Comic Book Galaxy noted, with reference to the Mr. M arc (issues #1–6), that "the potential for an excellent book is evident". Comics Bulletin were highly favourable to the series, stating that "[i]t is a rare comic book that is able to breathe new life into a stale genre, and yet that is precisely what District X has managed to do... District X is more than just a traditional superhero comic, establishing itself as an entertaining blend of action, crime noir and social commentary".

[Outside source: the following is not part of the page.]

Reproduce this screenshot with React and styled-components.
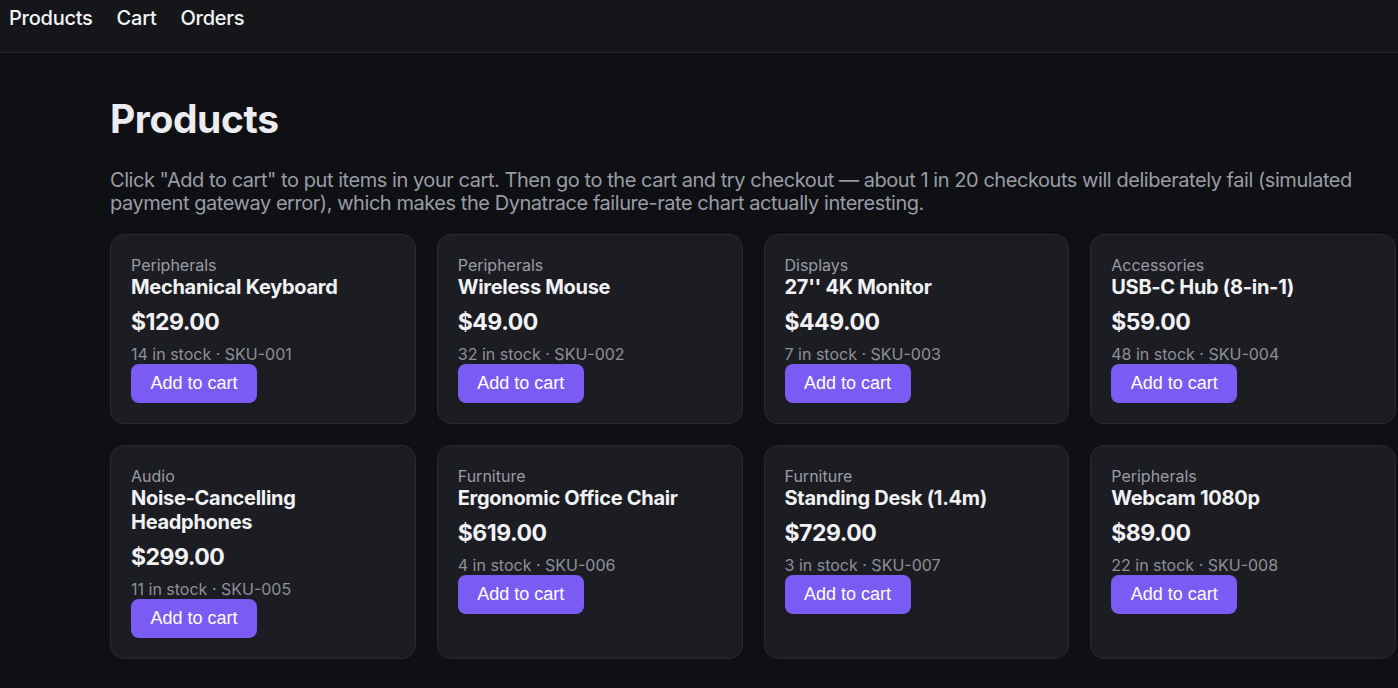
import React from "react";
import styled, { createGlobalStyle } from "styled-components";

const GlobalStyle = createGlobalStyle`
    body {
        margin: 0;
        background: #0e1014;
        font-family: Inter, "Noto Sans", sans-serif;
        color: #ececf0;
    }
`;

const Nav = styled.nav`
    height: 53px;
    display: flex;
    align-items: flex-start;
    gap: 24px;
    padding: 6px 9px 0;
    box-sizing: border-box;
    background: #15161a;
    border-bottom: 1px solid #24252b;
`;

const NavLink = styled.a`
    font-size: 20px;
    line-height: 24px;
    font-weight: 500;
    letter-spacing: -0.25px;
    color: #f4f4f6;
    text-decoration: none;
`;

const Main = styled.main`
    padding: 42px 0 0 110px;
`;

const Title = styled.h1`
    margin: 0;
    font-size: 39px;
    line-height: 48px;
    font-weight: 700;
    letter-spacing: -0.4px;
    color: #ececf0;
`;

const Description = styled.p`
    margin: 26px 0 19px;
    width: 1262px;
    font-size: 20px;
    line-height: 23px;
    letter-spacing: -0.45px;
    color: #9a9ca5;
`;

const Grid = styled.div`
    width: 1286px;
    display: grid;
    grid-template-columns: repeat(4, 1fr);
    gap: 21px;
`;

const Card = styled.div`
    background: #1c1d22;
    border: 1px solid #2a2b31;
    border-radius: 14px;
    padding: 20px;
    display: flex;
    flex-direction: column;
    align-items: flex-start;
`;

const Category = styled.div`
    font-size: 16px;
    line-height: 20px;
    color: #9a9ca5;
`;

const Name = styled.div`
    font-size: 20px;
    line-height: 24px;
    font-weight: 700;
    letter-spacing: -0.3px;
    color: #f2f2f5;
`;

const Price = styled.div`
    margin-top: 8px;
    font-size: 23px;
    line-height: 30px;
    font-weight: 700;
    letter-spacing: -0.5px;
    color: #f2f2f5;
`;

const Stock = styled.div`
    margin-top: 7px;
    font-size: 16px;
    line-height: 20px;
    color: #8e9099;
`;

const Button = styled.button`
    height: 39px;
    width: 126px;
    border: none;
    border-radius: 8px;
    background: #7a5cf5;
    color: #fff;
    font-family: "Liberation Sans", Arial, sans-serif;
    font-size: 18px;
    cursor: pointer;
`;

const products = [
    { cat: "Peripherals", name: "Mechanical Keyboard", price: 129, stock: 14 },
    { cat: "Peripherals", name: "Wireless Mouse", price: 49, stock: 32 },
    { cat: "Displays", name: "27'' 4K Monitor", price: 449, stock: 7 },
    { cat: "Accessories", name: "USB-C Hub (8-in-1)", price: 59, stock: 48 },
    { cat: "Audio", name: "Noise-Cancelling Headphones", price: 299, stock: 11 },
    { cat: "Furniture", name: "Ergonomic Office Chair", price: 619, stock: 4 },
    { cat: "Furniture", name: "Standing Desk (1.4m)", price: 729, stock: 3 },
    { cat: "Peripherals", name: "Webcam 1080p", price: 89, stock: 22 },
];

const App = () => {
    return (
        <>
            <GlobalStyle />
            <Nav>
                <NavLink href="#">Products</NavLink>
                <NavLink href="#">Cart</NavLink>
                <NavLink href="#">Orders</NavLink>
            </Nav>
            <Main>
                <Title>Products</Title>
                <Description>
                    Click "Add to cart" to put items in your cart. Then go to the
                    cart and try checkout — about 1 in 20 checkouts will
                    deliberately fail (simulated payment gateway error), which
                    makes the Dynatrace failure-rate chart actually interesting.
                </Description>
                <Grid>
                    {products.map((p, i) => (
                        <Card key={i}>
                            <Category>{p.cat}</Category>
                            <Name>{p.name}</Name>
                            <Price>${p.price.toFixed(2)}</Price>
                            <Stock>
                                {p.stock} in stock · SKU-00{i + 1}
                            </Stock>
                            <Button>Add to cart</Button>
                        </Card>
                    ))}
                </Grid>
            </Main>
        </>
    );
};

export default App;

Writing for Sequential Tart, Margaret O'Connell praised the series as an "absorbing, well-crafted tale which effectively combines both crime and science fictional elements", comparing the series to George R. R. Martin's Wild Cards series, NYPD Blue, and DC Comics' Gotham Central.

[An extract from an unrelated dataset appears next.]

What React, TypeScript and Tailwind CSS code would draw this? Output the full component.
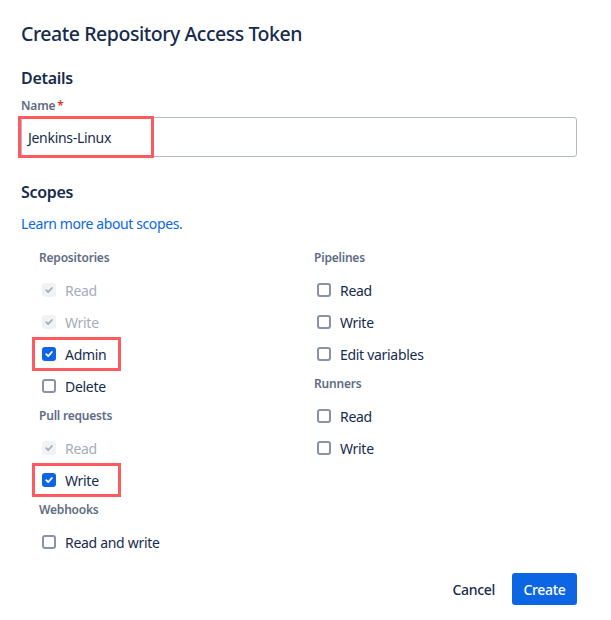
import React from 'react';

type Scope = {
  label: string;
  state: 'checked' | 'unchecked' | 'locked';
  marked?: boolean;
};

type Group = {
  title: string;
  scopes: Scope[];
};

const leftGroups: Group[] = [
  {
    title: 'Repositories',
    scopes: [
      { label: 'Read', state: 'locked' },
      { label: 'Write', state: 'locked' },
      { label: 'Admin', state: 'checked', marked: true },
      { label: 'Delete', state: 'unchecked' },
    ],
  },
  {
    title: 'Pull requests',
    scopes: [
      { label: 'Read', state: 'locked' },
      { label: 'Write', state: 'checked', marked: true },
    ],
  },
  {
    title: 'Webhooks',
    scopes: [{ label: 'Read and write', state: 'unchecked' }],
  },
];

const rightGroups: Group[] = [
  {
    title: 'Pipelines',
    scopes: [
      { label: 'Read', state: 'unchecked' },
      { label: 'Write', state: 'unchecked' },
      { label: 'Edit variables', state: 'unchecked' },
    ],
  },
  {
    title: 'Runners',
    scopes: [
      { label: 'Read', state: 'unchecked' },
      { label: 'Write', state: 'unchecked' },
    ],
  },
];

function Tick({ color }: { color: string }) {
  return (
    <svg width="10" height="10" viewBox="0 0 10 10" fill="none">
      <path d="M2.2 5.2 4.2 7.1 7.9 3" stroke={color} strokeWidth="1.8" strokeLinecap="round" strokeLinejoin="round" />
    </svg>
  );
}

function Box({ state }: { state: Scope['state'] }) {
  if (state === 'checked') {
    return (
      <span className="w-[14px] h-[14px] rounded-[3px] bg-[#0C66E4] flex items-center justify-center">
        <Tick color="#ffffff" />
      </span>
    );
  }
  if (state === 'locked') {
    return (
      <span className="w-[14px] h-[14px] rounded-[3px] bg-[#F1F2F4] flex items-center justify-center">
        <Tick color="#A5ADBA" />
      </span>
    );
  }
  return <span className="w-[14px] h-[14px] rounded-[3px] border-2 border-[#8993A4] bg-white" />;
}

function ScopeRow({ scope }: { scope: Scope }) {
  return (
    <div className="relative h-[32px] flex items-center pl-[3px] gap-[9px]">
      <Box state={scope.state} />
      <span
        className={
          scope.state === 'locked'
            ? 'text-[14px] tracking-[-0.3px] text-[#A5ADBA]'
            : 'text-[14px] tracking-[-0.3px] text-[#172B4D]'
        }
      >
        {scope.label}
      </span>
      {scope.marked && (
        <span className="absolute left-[-7px] top-[-1px] w-[89px] h-[34px] border-[3px] border-[#FF5A5F]" />
      )}
    </div>
  );
}

function ScopeColumn({ groups, width }: { groups: Group[]; width: string }) {
  return (
    <div className={width}>
      {groups.map((group) => (
        <div key={group.title}>
          <div className="h-[30px] pt-[6px] text-[12px] leading-[16px] font-semibold tracking-[-0.2px] text-[#5E6C84]">
            {group.title}
          </div>
          {group.scopes.map((scope) => (
            <ScopeRow key={group.title + scope.label} scope={scope} />
          ))}
        </div>
      ))}
    </div>
  );
}

export default function App() {
  return (
    <div className="w-[611px] h-[620px] bg-white pl-[21px] pt-[22px] font-['Noto_Sans',sans-serif] text-[#172B4D]">
      <h1 className="text-[19.5px] leading-[24px] font-medium tracking-[-0.45px]">Create Repository Access Token</h1>

      <h2 className="mt-[22px] text-[16px] leading-[20px] font-semibold tracking-[-0.3px]">Details</h2>
      <div className="mt-[10px] text-[12px] leading-[16px] font-semibold tracking-[-0.2px] text-[#5E6C84]">
        Name<span className="text-[#DE350B] ml-[2px]">*</span>
      </div>
      <div className="relative mt-[3px] w-[556px] h-[40px] border border-[#B3B9C4] rounded-[3px] flex items-center px-[6px] text-[14px] tracking-[-0.3px]">
        Jenkins-Linux
        <span className="absolute left-[-4px] top-[-2px] w-[136px] h-[42px] border-[3px] border-[#FF5A5F]" />
      </div>

      <h2 className="mt-[25px] text-[16px] leading-[20px] font-semibold tracking-[-0.3px]">Scopes</h2>
      <div className="mt-[12px] text-[14px] leading-[20px] tracking-[-0.4px] text-[#0C66E4]">Learn more about scopes.</div>

      <div className="mt-[10px] pl-[18px] flex">
        <ScopeColumn groups={leftGroups} width="w-[275px]" />
        <ScopeColumn groups={rightGroups} width="w-[262px]" />
      </div>

      <div className="mt-[15px] w-[556px] flex justify-end items-center gap-[5px]">
        <button className="h-[32px] px-[12px] text-[14px] font-medium tracking-[-0.3px] text-[#172B4D]">Cancel</button>
        <button className="h-[32px] w-[65px] rounded-[3px] bg-[#0C66E4] text-[14px] font-medium tracking-[-0.3px] text-white">
          Create
        </button>
      </div>
    </div>
  );
}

Lund believed that the series did not ask readers "to inhabit the world of the dispossessed" but instead readers "are invited on a ride-along, a voyeuristic tour of the slum that once was and might be again, unless the wheels of progress and urban renewal keep turning. Thus, District X condenses, mediates and puts a selection of urban problems on display – crime, drugs, homelessness, increased overcrowding and self-destructive desperation – and proceeds to show how official discipline provides their solution, telling readers that police intervention has the power to get rid of them". Lund commented that the series "tells readers that force in favour of clearing out radical difference in the neighbourhood and making it into a space fit for 'normal' people is natural, rational and logical and in the best interest even of those who might be displaced by gentrification, disproportionately incarcerated in the name of 'law and order', or put at risk of their lives in dangerous shelters. And in doing so, rather than 'keeping the real world real', the series lines up with so many neighbourhood representations of the past century and presents for a new readership the middle-class gentrifier's myth of what Alphabet City could and should be".

==In other media==
===Video games===
- Mutant Town appears in Marvel Heroes. It gets founded after there is an increase of the mutant population in New York City, and the mutants feel a need for a place of their own. However, the city is under almost constant attack of the Purifiers who want to kill all its inhabitants.
- District X appears in the digital collectible card game Marvel Snap.